The frequency resolution of a DFT is indeed significantly affected by the choice of window. Two key parameters to consider when selecting a window are the frequency resolution and dynamic range. The frequency resolution is the ability to discern two closely spaced frequencies at similar power levels (therefore a metric of what that spacing is would be the frequency resolution), while dynamic range is the ability to discern two signals at different frequencies and significantly different power levels; specifically the ability to see a low level signal in the presence of a much stronger signal (therefore a metric of what this power difference is would be the dynamic range). Typically a higher dynamic range is achieved by using appropriate windowing at the expense of frequency resolution. The highest frequency resolution that can be achieved is with a rectangular window (and the lowest loss; any other window will also introduce a processing loss).

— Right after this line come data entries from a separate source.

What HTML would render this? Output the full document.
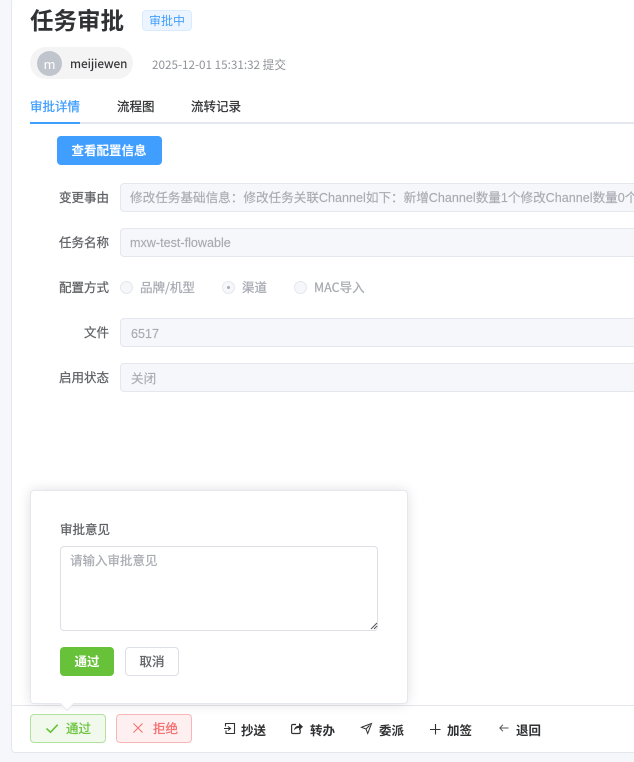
<!DOCTYPE html>
<html lang="zh"><head><meta charset="utf-8">
<style>
*{box-sizing:border-box}
html,body{margin:0;padding:0}
body{width:634px;height:762px;overflow:hidden;background:#f5f7fa;position:relative;font-family:"Noto Sans CJK SC","Liberation Sans",sans-serif;font-size:14px;color:#303133}
.a{position:absolute;white-space:nowrap}
.m{-webkit-text-stroke:.25px currentColor}
.card{left:11px;top:-2px;width:640px;height:755px;background:#fff;border:1px solid #e4e7ed;border-radius:4px}
.lbl{right:525px;font-size:12.5px;line-height:20px;color:#606266;-webkit-text-stroke:.25px #606266}
.inp{left:120px;width:530px;height:29px;background:#f5f7fa;border:1px solid #e4e7ed;border-radius:4px;font:12.6px/28px "Liberation Sans","Noto Sans CJK SC",sans-serif;color:#a8abb2;padding-left:9px;overflow:hidden;-webkit-text-stroke:.15px #a8abb2}
.radio{width:13px;height:13px;border-radius:50%;background:#f5f7fa;border:1px solid #e4e7ed}
.rt{font-size:12.5px;line-height:20px;color:#a8abb2;-webkit-text-stroke:.25px #a8abb2}
.act{font-size:12.5px;line-height:20px;font-weight:700;color:#303133}
svg{position:absolute;overflow:visible;fill:none}
</style></head><body>
<div class="a card"></div>

<div class="a" style="left:30px;top:1px;font-size:23.5px;line-height:36px;font-weight:700;color:#303133">任务审批</div>
<div class="a" style="left:142px;top:10px;width:50px;height:21px;background:#ecf5ff;border:1px solid #d9ecff;border-radius:4px;color:#409eff;font-size:12px;line-height:19px;text-align:center">审批中</div>

<div class="a" style="left:30px;top:47px;width:103px;height:32px;border-radius:16px;background:#f4f4f5"></div>
<div class="a" style="left:37px;top:51px;width:25px;height:25px;border-radius:50%;background:#c0c4cc;color:#fff;font-size:13px;line-height:25px;text-align:center">m</div>
<div class="a" style="left:70px;top:54px;font-size:11.9px;line-height:20px;color:#303133;-webkit-text-stroke:.15px #303133">meijiewen</div>
<div class="a" style="left:152px;top:55px;font-size:11.7px;line-height:20px;color:#909399">2025-12-01 15:31:32 提交</div>

<div class="a m" style="left:30px;top:96px;font-size:12.5px;line-height:20px;color:#409eff">审批详情</div>
<div class="a m" style="left:117px;top:96px;font-size:12.5px;line-height:20px">流程图</div>
<div class="a m" style="left:191px;top:96px;font-size:12.5px;line-height:20px">流转记录</div>
<div class="a" style="left:30px;top:122px;width:610px;height:2px;background:#e4e7ed"></div>
<div class="a" style="left:30px;top:122px;width:50px;height:2px;background:#409eff"></div>

<div class="a" style="left:57px;top:136px;width:105px;height:29px;background:#409eff;border-radius:4px;color:#fff;font-size:12.5px;font-weight:700;line-height:28px;text-align:center;padding-right:1px">查看配置信息</div>

<div class="a lbl" style="top:187px">变更事由</div>
<div class="a inp" style="top:183px">修改任务基础信息：修改任务关联Channel如下：新增Channel数量1个修改Channel数量0个删除Channel数量0个</div>
<div class="a lbl" style="top:232px">任务名称</div>
<div class="a inp" style="top:228px">mxw-test-flowable</div>
<div class="a lbl" style="top:277px">配置方式</div>
<div class="a radio" style="left:120px;top:281px"></div>
<div class="a rt" style="left:140px;top:277px">品牌/机型</div>
<div class="a radio" style="left:222px;top:281px"></div>
<div class="a" style="left:227px;top:286px;width:3px;height:3px;border-radius:50%;background:#a8abb2"></div>
<div class="a rt" style="left:242px;top:277px">渠道</div>
<div class="a radio" style="left:294px;top:281px"></div>
<div class="a rt" style="left:314px;top:277px">MAC导入</div>
<div class="a lbl" style="top:322px">文件</div>
<div class="a inp" style="top:318px;padding-top:1px;padding-left:10px">6517</div>
<div class="a lbl" style="top:367px">启用状态</div>
<div class="a inp" style="top:363px;padding-top:1px;padding-left:10px">关闭</div>

<div class="a" style="left:12px;top:705px;width:630px;height:1px;background:#e4e7ed"></div>

<div class="a" style="left:30px;top:490px;width:378px;height:214px;background:#fff;border:1px solid #e4e7ed;border-radius:4px;box-shadow:0 0 12px rgba(0,0,0,.12)"></div>
<div class="a" style="left:62px;top:699px;width:10px;height:10px;background:#fff;transform:rotate(45deg);border-right:1px solid #e4e7ed;border-bottom:1px solid #e4e7ed"></div>
<div class="a lbl" style="left:60px;right:auto;top:519px">审批意见</div>
<div class="a" style="left:60px;top:546px;width:318px;height:85px;border:1px solid #dcdfe6;border-radius:4px;background:#fff;padding:2px 9px;font-size:12.5px;line-height:21px;color:#a8abb2;-webkit-text-stroke:.2px #a8abb2">请输入审批意见</div>
<svg style="left:370px;top:622px" width="8" height="8"><path d="M1 7 7 1M4 7 7 4" stroke="#555" stroke-width="1"/></svg>
<div class="a" style="left:60px;top:647px;width:54px;height:29px;background:#67c23a;border-radius:4px;color:#fff;font-size:12.5px;font-weight:700;line-height:27px;text-align:center">通过</div>
<div class="a" style="left:125px;top:647px;width:54px;height:29px;background:#fff;border:1px solid #dcdfe6;border-radius:4px;color:#606266;font-size:12.5px;line-height:26px;text-align:center;-webkit-text-stroke:.3px #606266">取消</div>

<div class="a" style="left:30px;top:714px;width:76px;height:29px;background:#f0f9eb;border:1px solid #b3e19d;border-radius:4px"></div>
<svg style="left:46px;top:724px" width="12" height="9"><path d="M.5 4.5 4.5 8.3 11.7.7" stroke="#67c23a" stroke-width="1.6"/></svg>
<div class="a m" style="left:66px;top:718px;font-size:12.5px;line-height:20px;color:#67c23a">通过</div>
<div class="a" style="left:116px;top:714px;width:76px;height:29px;background:#fef0f0;border:1px solid #fab6b6;border-radius:4px"></div>
<svg style="left:133px;top:723px" width="10" height="10"><path d="M.5 .5 9.5 9.5M9.5 .5 .5 9.5" stroke="#f56c6c" stroke-width="1"/></svg>
<div class="a m" style="left:153px;top:718px;font-size:12.5px;line-height:20px;color:#f56c6c">拒绝</div>

<svg style="left:224px;top:723px" width="11" height="11"><path d="M1.5 3.5V.5H10.5V10.5H2V7.5M0 5.5H6M4 3.5 6.5 5.5 4 7.5" stroke="#303133" stroke-width="1.1"/></svg>
<div class="a act" style="left:241px;top:719.5px">抄送</div>
<svg style="left:291px;top:723px" width="12" height="11"><path d="M5 1.5H1.8Q.6 1.5.6 2.7V9.3Q.6 10.5 1.8 10.5H8Q9.2 10.5 9.2 9.3V6.5" stroke="#303133" stroke-width="1.2"/><path d="M3 7.5C3.3 4.2 5.6 2.8 8 2.8V0L12 3.8 8 7.4V5C6 5 4.2 5.8 3 7.5Z" fill="#303133"/></svg>
<div class="a act" style="left:310px;top:719.5px">转办</div>
<svg style="left:361px;top:723px" width="11" height="11"><path d="M10.5.5 .5 4.3 5 6 6.7 10.5ZM5 6 8.5 2.5" stroke="#303133" stroke-width="1"/></svg>
<div class="a act" style="left:379px;top:719.5px">委派</div>
<svg style="left:430px;top:724px" width="11" height="11"><path d="M5.5 0V10.5M0 5.5H10.5" stroke="#303133" stroke-width="1.1"/></svg>
<div class="a act" style="left:447px;top:719.5px">加签</div>
<svg style="left:499px;top:724px" width="10" height="8"><path d="M9.5 4H.8M4 .7 .8 4 4 7.3" stroke="#555" stroke-width="1"/></svg>
<div class="a act" style="left:516px;top:719.5px">退回</div>
</body></html>
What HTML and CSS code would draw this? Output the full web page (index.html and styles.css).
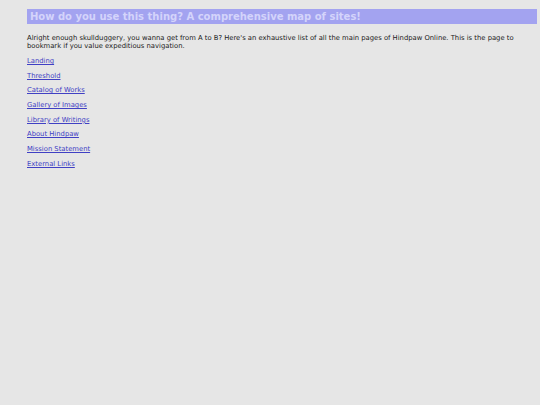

The Equivalent Noise Bandwidth (ENBW) is a commonly used metric for frequency resolution. The ENBW is the bandwidth (often given in FFT bins) of a brickwall filter that would result in the same noise power as the DFT "filter" for white noise (the DFT can be described as a bank of filters). For the rectangular window, the ENBW is one bin, but the poorest dynamic range (sidelobes with peaks rolling off at a $1/f$ rate in magnitude. Any other windowing used would have a higher ENBW.
For a given length N window function $w[n]$, the ENBW in bins is computed as follows:
$$ENBW = N \frac{\sum \left(w[n]\right)^2 }{\left(\sum w[n] \right)^2}$$
See this classic paper by fred harris tabulating the ENBW as well as other paramters of many commonly used windows. fred harris windowing
Below is a slide I have further depicting the ENBW for a rectangular window:
Below compares a N = 30 rectangular window (denoted the Dirichlet kernel) to a Blackman window of the same length. The decrease in level shown of -7.83 dB is the coherent gain for this particular window used. The coherent gain is simply the average of the window weights. The result below is is consistent with the coherent gain of 0.42 as listed for the Blackman window tabulated in the fred harris reference given; $20Log_{10}(0.42) = -7.54$ dB. What is very clear from this picture is the significant increase in both dynamic range and frequency resolution.
The reason for not being an exact match to the tabulated results is the window length. As the window length approaches infinity the physical result approaches the tabulated, as shown in the figure below for coherent gain. For this reason caution must be applied when using the tabulated results for any smaller length windows.